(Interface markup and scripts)
┄┄┄┄┄┄┄┄┄┄┄┄┄┄┄┄┄┄┄┄

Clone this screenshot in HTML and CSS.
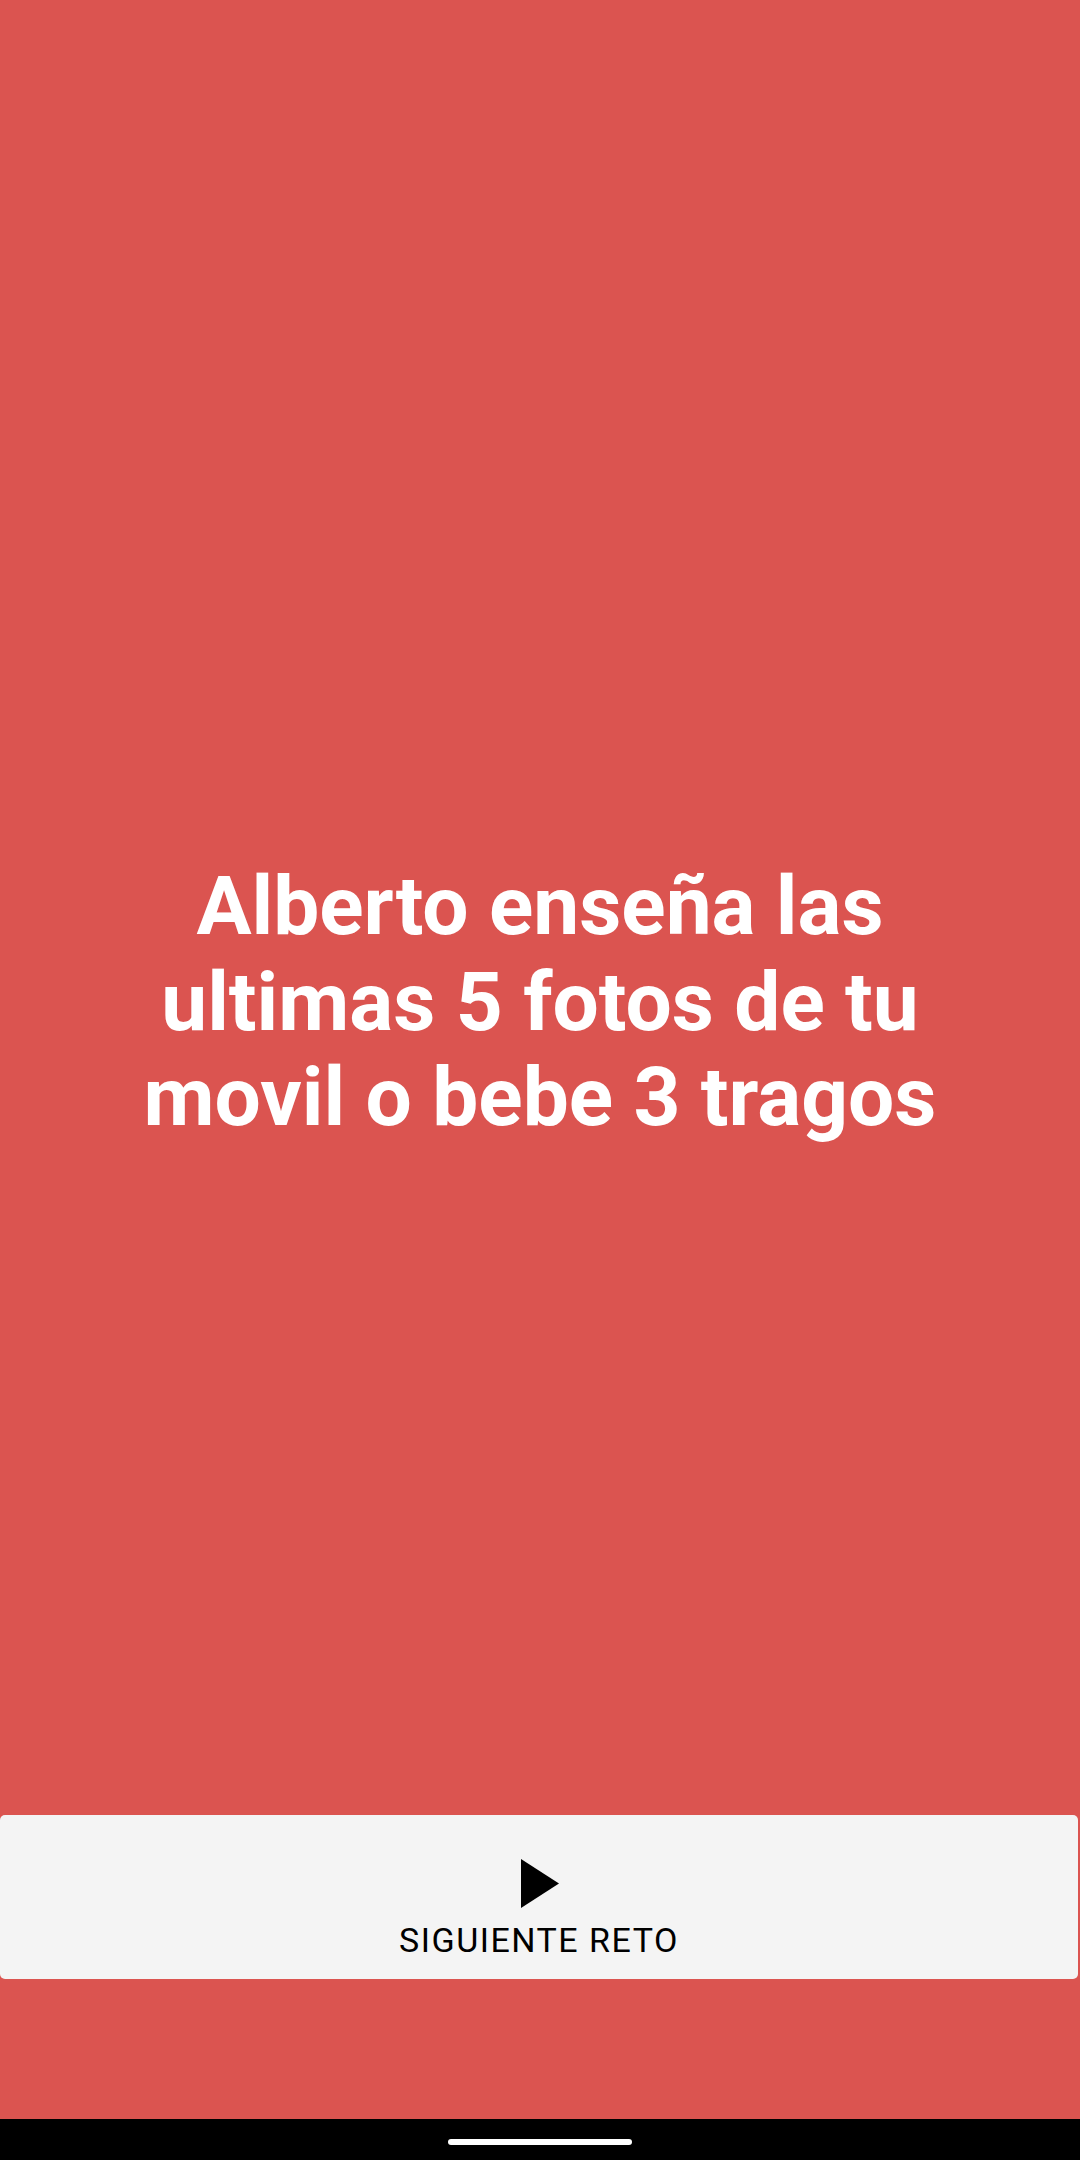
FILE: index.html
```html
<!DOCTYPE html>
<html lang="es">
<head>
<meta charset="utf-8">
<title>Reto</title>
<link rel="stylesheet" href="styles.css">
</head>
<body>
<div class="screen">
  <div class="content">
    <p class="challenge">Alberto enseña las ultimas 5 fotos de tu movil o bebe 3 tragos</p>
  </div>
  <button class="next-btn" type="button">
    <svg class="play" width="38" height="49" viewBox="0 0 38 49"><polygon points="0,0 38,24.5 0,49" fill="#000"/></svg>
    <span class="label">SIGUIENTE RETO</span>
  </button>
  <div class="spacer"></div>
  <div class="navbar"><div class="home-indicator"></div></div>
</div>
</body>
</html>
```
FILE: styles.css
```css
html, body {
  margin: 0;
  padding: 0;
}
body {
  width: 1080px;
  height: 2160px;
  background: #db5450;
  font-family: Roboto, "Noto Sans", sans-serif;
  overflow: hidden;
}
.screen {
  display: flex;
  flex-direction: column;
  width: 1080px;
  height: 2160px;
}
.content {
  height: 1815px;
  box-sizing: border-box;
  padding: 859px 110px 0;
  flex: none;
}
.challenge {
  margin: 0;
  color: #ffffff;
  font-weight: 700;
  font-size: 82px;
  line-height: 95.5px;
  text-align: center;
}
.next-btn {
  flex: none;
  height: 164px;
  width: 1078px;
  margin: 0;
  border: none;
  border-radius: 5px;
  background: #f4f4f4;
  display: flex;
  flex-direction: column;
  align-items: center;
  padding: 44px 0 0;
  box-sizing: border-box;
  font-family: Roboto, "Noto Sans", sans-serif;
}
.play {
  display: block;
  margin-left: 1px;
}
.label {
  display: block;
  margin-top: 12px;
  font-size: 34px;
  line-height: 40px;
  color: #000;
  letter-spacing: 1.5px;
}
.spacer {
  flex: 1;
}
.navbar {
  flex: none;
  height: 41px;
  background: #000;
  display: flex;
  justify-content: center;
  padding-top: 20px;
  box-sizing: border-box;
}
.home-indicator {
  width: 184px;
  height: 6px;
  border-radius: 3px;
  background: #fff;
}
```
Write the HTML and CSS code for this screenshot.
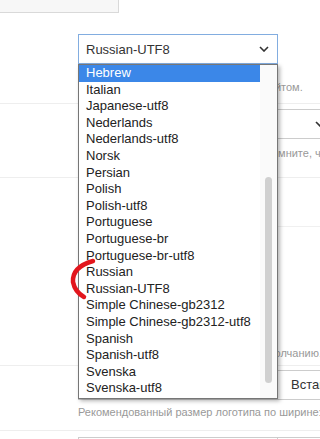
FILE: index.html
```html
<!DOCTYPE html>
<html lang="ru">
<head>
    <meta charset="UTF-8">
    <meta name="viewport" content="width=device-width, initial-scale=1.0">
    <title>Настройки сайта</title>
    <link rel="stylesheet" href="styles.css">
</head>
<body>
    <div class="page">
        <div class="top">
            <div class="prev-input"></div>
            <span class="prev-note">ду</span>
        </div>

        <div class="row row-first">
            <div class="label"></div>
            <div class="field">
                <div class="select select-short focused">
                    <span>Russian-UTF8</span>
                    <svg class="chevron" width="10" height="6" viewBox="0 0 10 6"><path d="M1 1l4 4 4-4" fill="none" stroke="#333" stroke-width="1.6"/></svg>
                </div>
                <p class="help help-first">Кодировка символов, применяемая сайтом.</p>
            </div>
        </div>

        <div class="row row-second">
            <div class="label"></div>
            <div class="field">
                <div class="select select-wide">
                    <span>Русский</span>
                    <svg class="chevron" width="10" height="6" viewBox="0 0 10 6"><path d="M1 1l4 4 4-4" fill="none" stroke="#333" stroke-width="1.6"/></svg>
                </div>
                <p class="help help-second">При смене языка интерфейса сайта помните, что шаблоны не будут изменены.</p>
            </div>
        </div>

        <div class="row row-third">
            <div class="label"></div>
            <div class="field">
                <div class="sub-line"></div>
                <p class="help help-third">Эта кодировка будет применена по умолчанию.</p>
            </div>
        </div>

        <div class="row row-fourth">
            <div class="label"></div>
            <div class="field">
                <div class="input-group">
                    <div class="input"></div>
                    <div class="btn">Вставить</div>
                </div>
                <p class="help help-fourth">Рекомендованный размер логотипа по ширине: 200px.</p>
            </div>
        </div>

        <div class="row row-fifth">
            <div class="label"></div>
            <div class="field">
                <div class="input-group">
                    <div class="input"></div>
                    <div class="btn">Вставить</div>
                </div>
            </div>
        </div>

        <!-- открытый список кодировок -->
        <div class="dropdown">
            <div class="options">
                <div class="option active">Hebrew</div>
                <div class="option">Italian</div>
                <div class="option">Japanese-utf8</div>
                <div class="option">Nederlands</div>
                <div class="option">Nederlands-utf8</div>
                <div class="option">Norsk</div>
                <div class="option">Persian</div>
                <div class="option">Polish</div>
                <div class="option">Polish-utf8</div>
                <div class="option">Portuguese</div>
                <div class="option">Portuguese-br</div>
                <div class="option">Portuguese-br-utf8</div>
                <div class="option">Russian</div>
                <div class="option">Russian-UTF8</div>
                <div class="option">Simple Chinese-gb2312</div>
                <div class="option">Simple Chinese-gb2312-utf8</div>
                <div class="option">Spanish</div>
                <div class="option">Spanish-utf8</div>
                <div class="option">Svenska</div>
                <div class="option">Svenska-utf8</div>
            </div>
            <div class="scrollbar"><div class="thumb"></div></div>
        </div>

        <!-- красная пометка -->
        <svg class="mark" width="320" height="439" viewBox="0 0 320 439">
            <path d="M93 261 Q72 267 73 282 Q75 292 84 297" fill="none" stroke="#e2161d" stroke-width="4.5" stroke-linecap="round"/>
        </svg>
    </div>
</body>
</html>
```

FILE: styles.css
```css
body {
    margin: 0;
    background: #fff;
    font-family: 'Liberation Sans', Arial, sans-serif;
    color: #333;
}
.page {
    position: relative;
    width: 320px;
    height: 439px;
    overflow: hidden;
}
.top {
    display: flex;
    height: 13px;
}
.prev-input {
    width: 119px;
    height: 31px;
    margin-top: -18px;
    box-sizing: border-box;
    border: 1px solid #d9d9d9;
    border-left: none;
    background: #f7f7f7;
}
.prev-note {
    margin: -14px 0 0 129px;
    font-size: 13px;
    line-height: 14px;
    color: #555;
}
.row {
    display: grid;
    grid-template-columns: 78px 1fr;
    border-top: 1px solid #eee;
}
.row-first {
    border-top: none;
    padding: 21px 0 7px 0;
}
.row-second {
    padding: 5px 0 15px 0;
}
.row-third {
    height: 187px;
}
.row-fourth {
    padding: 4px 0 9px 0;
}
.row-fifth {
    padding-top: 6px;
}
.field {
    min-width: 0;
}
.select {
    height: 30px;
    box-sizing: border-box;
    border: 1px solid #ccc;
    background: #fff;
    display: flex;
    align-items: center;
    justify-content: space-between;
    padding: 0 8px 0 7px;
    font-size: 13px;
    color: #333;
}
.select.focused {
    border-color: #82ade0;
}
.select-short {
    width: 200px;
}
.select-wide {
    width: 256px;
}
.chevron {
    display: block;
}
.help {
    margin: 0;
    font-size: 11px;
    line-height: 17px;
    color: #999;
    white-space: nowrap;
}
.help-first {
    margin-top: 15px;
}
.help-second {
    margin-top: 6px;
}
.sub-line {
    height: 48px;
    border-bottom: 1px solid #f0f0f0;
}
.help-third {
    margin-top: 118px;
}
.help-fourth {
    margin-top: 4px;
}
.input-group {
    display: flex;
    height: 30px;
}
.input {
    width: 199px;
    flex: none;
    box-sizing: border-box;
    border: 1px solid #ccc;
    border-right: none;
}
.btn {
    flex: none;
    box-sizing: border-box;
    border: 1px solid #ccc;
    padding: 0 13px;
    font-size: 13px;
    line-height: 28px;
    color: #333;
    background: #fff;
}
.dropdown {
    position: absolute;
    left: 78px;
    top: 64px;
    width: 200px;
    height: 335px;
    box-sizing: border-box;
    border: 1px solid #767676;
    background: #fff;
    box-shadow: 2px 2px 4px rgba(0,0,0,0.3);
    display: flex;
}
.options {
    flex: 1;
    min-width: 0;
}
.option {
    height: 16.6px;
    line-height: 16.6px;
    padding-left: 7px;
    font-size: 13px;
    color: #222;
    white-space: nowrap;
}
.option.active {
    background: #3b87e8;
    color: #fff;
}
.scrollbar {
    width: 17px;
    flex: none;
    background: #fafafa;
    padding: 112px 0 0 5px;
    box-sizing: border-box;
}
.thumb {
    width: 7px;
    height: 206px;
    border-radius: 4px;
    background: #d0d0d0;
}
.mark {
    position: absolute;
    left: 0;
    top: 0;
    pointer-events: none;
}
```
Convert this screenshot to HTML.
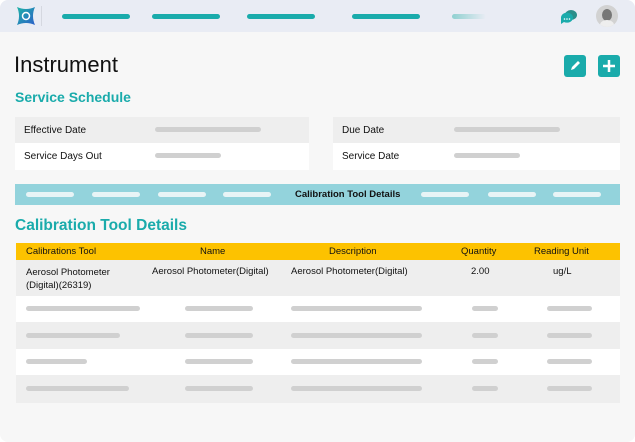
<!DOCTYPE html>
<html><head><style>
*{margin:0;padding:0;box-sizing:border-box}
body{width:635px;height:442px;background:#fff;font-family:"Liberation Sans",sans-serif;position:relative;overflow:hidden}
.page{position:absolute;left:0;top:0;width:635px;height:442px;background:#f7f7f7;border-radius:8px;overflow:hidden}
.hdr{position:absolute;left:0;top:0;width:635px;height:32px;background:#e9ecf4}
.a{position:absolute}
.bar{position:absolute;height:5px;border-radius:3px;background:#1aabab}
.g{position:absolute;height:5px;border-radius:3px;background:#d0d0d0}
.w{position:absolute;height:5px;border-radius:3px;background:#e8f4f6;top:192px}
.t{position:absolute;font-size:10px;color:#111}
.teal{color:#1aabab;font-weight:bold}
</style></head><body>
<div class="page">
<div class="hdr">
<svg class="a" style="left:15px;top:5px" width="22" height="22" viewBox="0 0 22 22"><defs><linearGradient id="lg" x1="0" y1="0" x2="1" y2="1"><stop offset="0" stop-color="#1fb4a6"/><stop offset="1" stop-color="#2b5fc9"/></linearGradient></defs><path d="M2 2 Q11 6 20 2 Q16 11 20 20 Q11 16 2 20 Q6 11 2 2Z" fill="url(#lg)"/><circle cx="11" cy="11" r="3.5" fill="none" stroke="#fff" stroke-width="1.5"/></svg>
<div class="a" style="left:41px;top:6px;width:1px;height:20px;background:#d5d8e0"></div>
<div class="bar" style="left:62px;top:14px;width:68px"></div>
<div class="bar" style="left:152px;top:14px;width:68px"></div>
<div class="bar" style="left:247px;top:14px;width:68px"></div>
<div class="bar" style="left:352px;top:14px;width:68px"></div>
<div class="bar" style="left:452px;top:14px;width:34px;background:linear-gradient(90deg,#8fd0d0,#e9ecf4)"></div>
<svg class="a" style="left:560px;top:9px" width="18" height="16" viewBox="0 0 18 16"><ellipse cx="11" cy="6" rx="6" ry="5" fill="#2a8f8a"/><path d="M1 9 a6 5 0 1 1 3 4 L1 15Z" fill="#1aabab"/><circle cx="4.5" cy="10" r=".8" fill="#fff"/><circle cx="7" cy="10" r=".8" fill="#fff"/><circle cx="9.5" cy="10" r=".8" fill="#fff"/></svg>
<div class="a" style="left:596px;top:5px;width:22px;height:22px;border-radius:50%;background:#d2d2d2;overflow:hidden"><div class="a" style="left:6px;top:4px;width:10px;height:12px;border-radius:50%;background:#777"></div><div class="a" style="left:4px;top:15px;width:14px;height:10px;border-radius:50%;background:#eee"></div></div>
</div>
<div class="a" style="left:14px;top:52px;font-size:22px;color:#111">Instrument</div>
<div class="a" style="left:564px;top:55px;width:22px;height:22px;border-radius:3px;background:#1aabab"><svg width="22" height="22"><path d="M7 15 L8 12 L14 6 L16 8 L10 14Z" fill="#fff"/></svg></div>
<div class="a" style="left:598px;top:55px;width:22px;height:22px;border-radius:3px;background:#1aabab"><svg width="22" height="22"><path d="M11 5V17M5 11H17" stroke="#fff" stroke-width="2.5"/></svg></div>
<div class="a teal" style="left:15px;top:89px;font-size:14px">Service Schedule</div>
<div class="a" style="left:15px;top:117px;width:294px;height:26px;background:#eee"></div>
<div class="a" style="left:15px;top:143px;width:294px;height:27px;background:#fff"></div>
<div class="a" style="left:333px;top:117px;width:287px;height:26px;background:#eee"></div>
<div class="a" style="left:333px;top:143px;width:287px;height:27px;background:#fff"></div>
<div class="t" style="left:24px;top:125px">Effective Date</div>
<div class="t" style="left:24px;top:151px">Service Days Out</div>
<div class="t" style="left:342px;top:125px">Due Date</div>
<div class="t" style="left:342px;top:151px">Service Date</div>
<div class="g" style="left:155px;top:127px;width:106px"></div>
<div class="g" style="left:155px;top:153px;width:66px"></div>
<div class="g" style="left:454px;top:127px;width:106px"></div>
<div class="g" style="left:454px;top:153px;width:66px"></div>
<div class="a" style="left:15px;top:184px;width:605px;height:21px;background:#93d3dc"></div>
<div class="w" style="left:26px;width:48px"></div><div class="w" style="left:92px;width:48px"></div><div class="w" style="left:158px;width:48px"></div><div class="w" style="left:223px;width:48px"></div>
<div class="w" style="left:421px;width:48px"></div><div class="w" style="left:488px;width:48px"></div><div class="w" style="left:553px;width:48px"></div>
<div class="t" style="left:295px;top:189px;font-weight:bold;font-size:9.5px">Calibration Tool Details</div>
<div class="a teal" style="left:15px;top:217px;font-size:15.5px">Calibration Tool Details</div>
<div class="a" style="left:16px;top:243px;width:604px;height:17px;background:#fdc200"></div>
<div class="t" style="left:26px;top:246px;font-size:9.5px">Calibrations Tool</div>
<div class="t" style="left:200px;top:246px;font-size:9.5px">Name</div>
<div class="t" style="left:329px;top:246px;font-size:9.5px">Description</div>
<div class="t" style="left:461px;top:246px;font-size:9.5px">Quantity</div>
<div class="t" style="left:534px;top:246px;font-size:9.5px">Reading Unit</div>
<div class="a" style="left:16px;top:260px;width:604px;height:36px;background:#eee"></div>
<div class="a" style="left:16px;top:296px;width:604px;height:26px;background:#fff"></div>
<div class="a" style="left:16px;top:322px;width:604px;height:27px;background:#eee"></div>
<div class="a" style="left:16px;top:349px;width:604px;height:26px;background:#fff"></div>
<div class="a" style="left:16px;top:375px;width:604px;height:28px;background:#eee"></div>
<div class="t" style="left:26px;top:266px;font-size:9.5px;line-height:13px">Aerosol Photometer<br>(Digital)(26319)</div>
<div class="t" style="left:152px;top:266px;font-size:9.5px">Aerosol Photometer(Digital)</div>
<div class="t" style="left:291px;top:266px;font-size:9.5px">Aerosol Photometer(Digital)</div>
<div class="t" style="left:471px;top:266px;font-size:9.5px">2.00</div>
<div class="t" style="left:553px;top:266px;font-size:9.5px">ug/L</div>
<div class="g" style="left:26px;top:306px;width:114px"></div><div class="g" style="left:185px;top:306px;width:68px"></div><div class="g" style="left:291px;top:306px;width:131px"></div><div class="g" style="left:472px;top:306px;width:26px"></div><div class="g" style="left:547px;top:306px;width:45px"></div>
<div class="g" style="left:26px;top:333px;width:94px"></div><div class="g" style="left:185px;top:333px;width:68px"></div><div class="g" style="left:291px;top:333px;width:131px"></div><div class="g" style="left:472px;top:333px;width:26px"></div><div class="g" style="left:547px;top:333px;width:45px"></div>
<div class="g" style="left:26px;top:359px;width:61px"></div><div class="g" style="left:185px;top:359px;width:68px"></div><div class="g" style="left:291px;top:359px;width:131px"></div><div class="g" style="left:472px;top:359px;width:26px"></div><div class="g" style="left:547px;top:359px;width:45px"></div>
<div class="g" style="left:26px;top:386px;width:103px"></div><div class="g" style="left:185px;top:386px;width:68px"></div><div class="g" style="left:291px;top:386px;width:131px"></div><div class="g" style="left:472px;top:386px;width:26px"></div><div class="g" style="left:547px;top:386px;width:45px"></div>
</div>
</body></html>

┄┄┄┄┄┄┄┄┄┄┄┄┄┄┄┄┄┄┄┄

WORK TO COMPLETE
Show all lines above holding "screenshot".

RESULT
Clone this screenshot in HTML and CSS.
Write the HTML and CSS code for this screenshot.
Convert this screenshot to HTML.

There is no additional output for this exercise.